=== DIRECTION ===
Up to and including the line with "import React from", write out the listing from its first line, minus the pictures.

=== SOURCE EXCERPT ===
_ _ _ _ _
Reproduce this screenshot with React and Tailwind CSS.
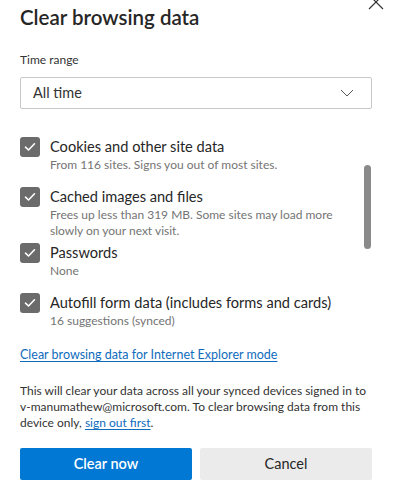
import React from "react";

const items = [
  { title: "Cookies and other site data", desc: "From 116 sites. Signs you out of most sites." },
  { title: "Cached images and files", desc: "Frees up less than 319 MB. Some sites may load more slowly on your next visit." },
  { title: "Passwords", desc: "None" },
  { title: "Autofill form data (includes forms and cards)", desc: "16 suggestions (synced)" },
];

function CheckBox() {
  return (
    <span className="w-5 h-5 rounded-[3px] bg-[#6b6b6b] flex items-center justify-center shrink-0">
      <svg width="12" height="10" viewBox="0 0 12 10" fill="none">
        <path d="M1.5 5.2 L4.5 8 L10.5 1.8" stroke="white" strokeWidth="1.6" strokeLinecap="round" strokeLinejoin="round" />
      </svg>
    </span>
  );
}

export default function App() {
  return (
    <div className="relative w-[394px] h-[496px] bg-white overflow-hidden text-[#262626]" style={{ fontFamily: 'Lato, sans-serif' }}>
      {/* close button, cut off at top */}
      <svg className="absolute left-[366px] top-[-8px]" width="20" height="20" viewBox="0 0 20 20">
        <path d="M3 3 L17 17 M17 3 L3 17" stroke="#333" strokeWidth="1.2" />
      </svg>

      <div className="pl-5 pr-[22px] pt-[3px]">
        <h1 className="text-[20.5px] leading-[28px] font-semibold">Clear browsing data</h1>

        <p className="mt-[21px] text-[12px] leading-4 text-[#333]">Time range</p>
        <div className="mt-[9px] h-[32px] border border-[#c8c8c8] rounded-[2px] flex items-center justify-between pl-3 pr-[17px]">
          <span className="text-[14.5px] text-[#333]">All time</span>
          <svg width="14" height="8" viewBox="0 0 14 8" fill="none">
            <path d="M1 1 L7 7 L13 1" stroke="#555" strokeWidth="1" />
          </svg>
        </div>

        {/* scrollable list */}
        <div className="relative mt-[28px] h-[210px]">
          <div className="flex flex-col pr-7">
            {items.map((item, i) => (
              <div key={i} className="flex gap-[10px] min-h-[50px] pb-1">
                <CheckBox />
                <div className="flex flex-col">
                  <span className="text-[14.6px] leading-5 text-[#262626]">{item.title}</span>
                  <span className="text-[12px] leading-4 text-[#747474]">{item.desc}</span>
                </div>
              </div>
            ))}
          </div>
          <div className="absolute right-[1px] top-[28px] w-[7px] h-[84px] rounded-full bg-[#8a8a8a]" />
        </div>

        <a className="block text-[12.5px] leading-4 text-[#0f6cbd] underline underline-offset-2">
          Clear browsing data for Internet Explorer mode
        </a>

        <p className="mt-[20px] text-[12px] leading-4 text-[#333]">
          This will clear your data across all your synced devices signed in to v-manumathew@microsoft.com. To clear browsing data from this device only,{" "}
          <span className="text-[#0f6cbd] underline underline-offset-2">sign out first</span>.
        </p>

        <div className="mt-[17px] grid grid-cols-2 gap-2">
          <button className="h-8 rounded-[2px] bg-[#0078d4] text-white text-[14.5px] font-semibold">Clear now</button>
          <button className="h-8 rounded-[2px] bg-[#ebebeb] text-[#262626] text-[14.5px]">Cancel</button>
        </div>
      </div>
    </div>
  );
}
_ _ _ _ _
=== RESPONSE TO THIS TASK ===
Reproduce this screenshot with React and Tailwind CSS.
import React from "react";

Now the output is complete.